-- Start DATASET EXTRACT --
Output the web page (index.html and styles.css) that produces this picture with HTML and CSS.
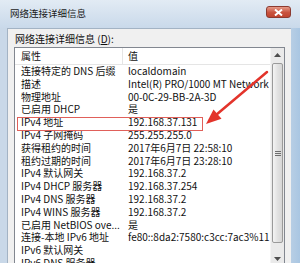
FILE: index.html
```html
<!DOCTYPE html>
<html lang="zh-CN">
  <head>
    <meta charset="UTF-8" />
    <meta name="viewport" content="width=device-width, initial-scale=1.0" />
    <title>网络连接详细信息</title>
    <link rel="stylesheet" href="styles.css">
  </head>
  <body>
    <div class="window">
      <div class="titlebar">
        <span class="title">网络连接详细信息</span>
        <span class="close">
          <svg width="9" height="7" viewBox="0 0 9 7">
            <path d="M1 0.5 L8 6.5 M8 0.5 L1 6.5" stroke="#fff" stroke-width="2"/>
          </svg>
        </span>
      </div>

      <div class="client">
        <div class="caption">网络连接详细信息 (<u>D</u>):</div>

        <div class="list">
          <div class="table">
            <div class="head">
              <div class="name">属性</div>
              <div class="value">值</div>
            </div>
            <div class="row"><div class="name">连接特定的 DNS 后缀</div><div class="value">localdomain</div></div>
            <div class="row"><div class="name">描述</div><div class="value">Intel(R) PRO/1000 MT Network Connection</div></div>
            <div class="row"><div class="name">物理地址</div><div class="value">00-0C-29-BB-2A-3D</div></div>
            <div class="row"><div class="name">已启用 DHCP</div><div class="value">是</div></div>
            <div class="row marked"><div class="name">IPv4 地址</div><div class="value">192.168.37.131</div></div>
            <div class="row"><div class="name">IPv4 子网掩码</div><div class="value">255.255.255.0</div></div>
            <div class="row"><div class="name">获得租约的时间</div><div class="value">2017年6月7日 22:58:10</div></div>
            <div class="row"><div class="name">租约过期的时间</div><div class="value">2017年6月7日 23:28:10</div></div>
            <div class="row"><div class="name">IPv4 默认网关</div><div class="value">192.168.37.2</div></div>
            <div class="row"><div class="name">IPv4 DHCP 服务器</div><div class="value">192.168.37.254</div></div>
            <div class="row"><div class="name">IPv4 DNS 服务器</div><div class="value">192.168.37.2</div></div>
            <div class="row"><div class="name">IPv4 WINS 服务器</div><div class="value">192.168.37.2</div></div>
            <div class="row"><div class="name">已启用 NetBIOS ove...</div><div class="value">是</div></div>
            <div class="row"><div class="name">连接-本地 IPv6 地址</div><div class="value">fe80::8da2:7580:c3cc:7ac3%11</div></div>
            <div class="row"><div class="name">IPv6 默认网关</div><div class="value"></div></div>
            <div class="row"><div class="name">IPv6 DNS 服务器</div><div class="value"></div></div>
          </div>

          <div class="scrollbar">
            <div class="sb-btn">
              <svg width="7" height="4" viewBox="0 0 7 4"><path d="M0 4 L3.5 0 L7 4 Z" fill="#4d4d4d"/></svg>
            </div>
            <div class="sb-track">
              <div class="sb-thumb">
                <span class="grip"></span>
                <span class="grip"></span>
                <span class="grip"></span>
              </div>
            </div>
            <div class="sb-btn">
              <svg width="7" height="4" viewBox="0 0 7 4"><path d="M0 0 L3.5 4 L7 0 Z" fill="#4d4d4d"/></svg>
            </div>
          </div>
        </div>
      </div>

      <!-- red annotation arrow -->
      <svg class="arrow" width="300" height="263" viewBox="0 0 300 263">
        <line x1="267" y1="72" x2="216" y2="115" stroke="#e3342b" stroke-width="2.5" stroke-linecap="round"/>
        <polygon points="206,124 221.5,118.8 213.5,109.6" fill="#e3342b"/>
      </svg>
    </div>
  </body>
</html>
```

FILE: styles.css
```css
* {
  margin: 0;
  padding: 0;
  box-sizing: border-box;
}

html, body {
  width: 300px;
  height: 263px;
  overflow: hidden;
}

body {
  font-family: "Noto Sans CJK SC", "Noto Sans", sans-serif;
  font-size: 10px;
  color: #111;
  background: #c6d6e8;
}

.window {
  position: relative;
  height: 263px;
  display: flex;
  flex-direction: column;
  background: linear-gradient(to right, #c9d8e8 0, #c9d8e8 280px, #a9c6e2 300px);
}

.titlebar {
  height: 28px;
  display: flex;
  align-items: center;
  justify-content: space-between;
  padding: 0 9px 2px 10px;
  background: linear-gradient(#e2ebf4, #c9d9ea);
}

.title {
  font-size: 9.5px;
  color: #1a1a1a;
}

.close {
  width: 25px;
  height: 12px;
  margin-top: -2px;
  display: flex;
  align-items: center;
  justify-content: center;
  border: 1px solid #8c3a30;
  border-radius: 3px;
  background: linear-gradient(#e59a88, #c9533f 55%, #c0442f);
}

.client {
  flex: 1;
  margin: 0 9px 0 7px;
  background: #f0f0f0;
  border-top: 1px solid #a3b3c4;
  border-left: 1px solid #a3b3c4;
  overflow: hidden;
}

.caption {
  padding: 3px 0 0 7px;
  line-height: 14px;
  height: 18px;
}

.list {
  margin-left: 6px;
  width: 271px;
  height: 220px;
  display: flex;
  background: #fff;
  border: 1px solid #828790;
}

.table {
  flex: 1;
  overflow: hidden;
}

.head {
  display: flex;
  height: 17px;
  line-height: 16px;
  border-bottom: 1px solid #e5e5e5;
}

.head .name {
  border-right: 1px solid #e5e5e5;
}

.row {
  display: flex;
  height: 12.8px;
  line-height: 12.8px;
}

.name {
  flex: none;
  width: 108px;
  padding-left: 6px;
  white-space: nowrap;
}

.value {
  padding-left: 5px;
  white-space: nowrap;
}

.marked {
  position: relative;
}

.marked::after {
  content: "";
  position: absolute;
  left: 2px;
  top: 0.8px;
  width: 184px;
  height: 12.5px;
  border: 1px solid #e0605a;
}

.scrollbar {
  flex: none;
  width: 14px;
  display: flex;
  flex-direction: column;
  background: #eaeaea;
  border-left: 1px solid #f4f4f4;
}

.sb-btn {
  height: 14px;
  display: flex;
  align-items: center;
  justify-content: center;
}

.sb-track {
  flex: 1;
  padding: 1px 1px 0 1px;
}

.sb-thumb {
  height: 180px;
  display: flex;
  flex-direction: column;
  align-items: center;
  justify-content: center;
  gap: 1px;
  border: 1px solid #9a9a9a;
  border-radius: 2px;
  background: linear-gradient(to right, #f4f4f4, #e2e2e2 50%, #d6d6d6);
}

.grip {
  width: 6px;
  height: 1px;
  background: #6e6e6e;
}

.arrow {
  position: absolute;
  left: 0;
  top: 0;
  pointer-events: none;
}
```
-- End DATASET EXTRACT --
▶ **TO DO**:
Search the listing for the word "index". Copy every line in which it occurs.

▶ **SOLUTION FOR THIS PROBLEM**:
Output the web page (index.html and styles.css) that produces this picture with HTML and CSS.
FILE: index.html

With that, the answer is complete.